Ronaldinho Gaúcho é o mestre atual do passe surpreendente. Em uma fração de segundos, antes de a bola chegar a seus pés, ele mapeia os movimentos dos companheiros e adversários, calcula a velocidade da bola e de todos os que estão à sua volta, e coloca a bola com precisão entre os zagueiros, em minús­culos espaços, para o companheiro finalizar.

Essa capacidade de alguns atletas de ver, saber e calcular tudo o que está a sua volta, como se fossem guiados por um megacom­putador, é chamada pelos especialistas de inteligência cinestésica.

Os psicanalistas falam que é um saber inconsciente, intuitivo, que antecede ao racio­cínio lógico. Ele sabe, mas não sabe que sabe. Ele faz e depois pensa no que fez.
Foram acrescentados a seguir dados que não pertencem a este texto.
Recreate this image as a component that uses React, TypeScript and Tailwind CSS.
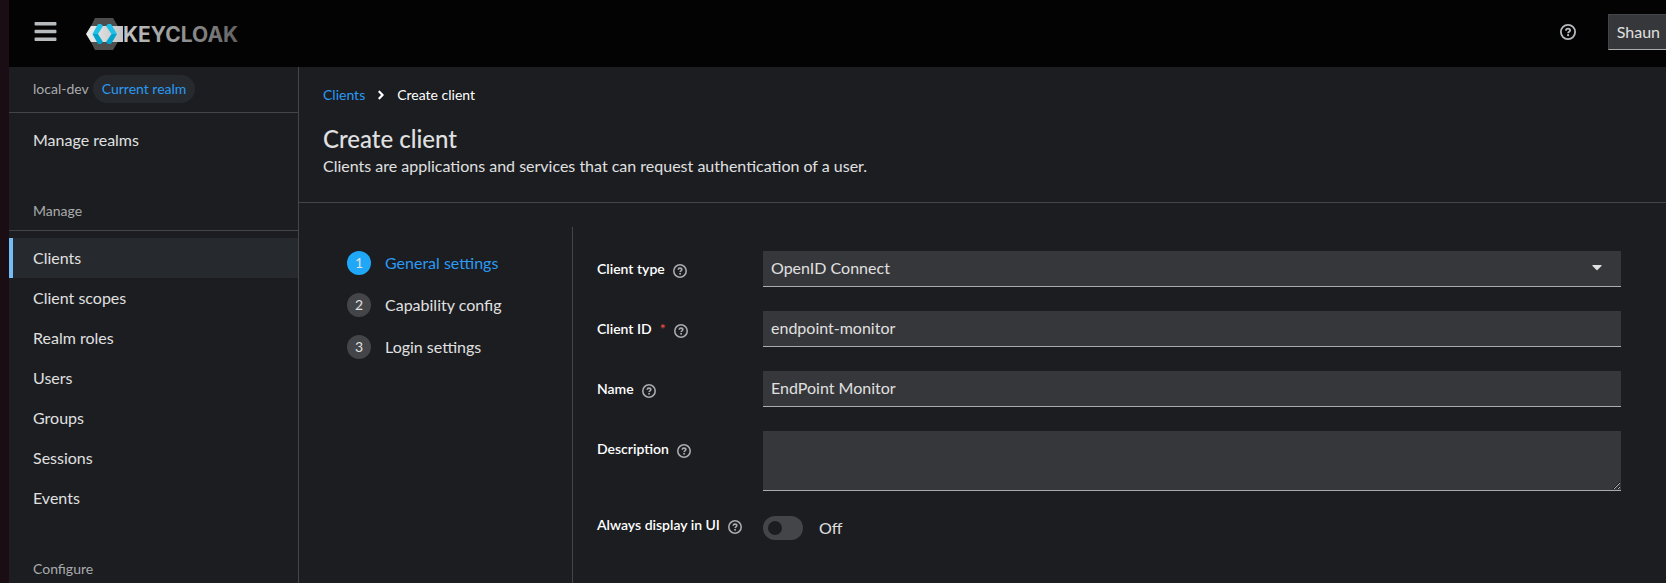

Outros acham que é uma decisão medu­lar, reflexa, que não passa pela consciência e pelo cérebro, como acontece com os animais.

Alguns atletas, como era nítido em Pelé, têm um campo visual muito maior que outros, em consequência de privilegiada ana­tomia do globo ocular. Pelé tem os olhos grandes e bem abertos. Parecia enxergar até o que estava em suas costas. Outros atletas, que têm olhos mais profundos e envolvidos por maior estrutura óssea, têm uma visão periférica muito menor. Enxergam quase somente o que está a sua frente.

Os oftalmologistas falam que o campo visual pode ser ampliado em qualquer pes­soa com exercícios específicos. No futuro, os oftalmologistas farão parte também das comissões técnicas.

Os jogadores que dão muitos passes curtos e para os lados são os que erram menos. Por outro lado, são os que dão menos passes decisi­vos. O ideal para uma equipe é ter os dois tipos de passe, o mais fácil e mais curto, para manter a posse de bola, e o mais difícil e mais longo, para surpreender o adversário e tentar colocar o companheiro em condições de fazer o gol.

O grande passe não é somente o que coloca a bola com precisão, no lugar certo e esperado. Mais eficiente ainda é tentar sur­preender e pôr a bola onde menos se espera.

Assim como o gol confirma a eficiência de um time, e o drible simboliza a indivi­dualidade e a improvisação, o passe repre­senta o futebol coletivo, a solidariedade, a organização e a união de uma equipe.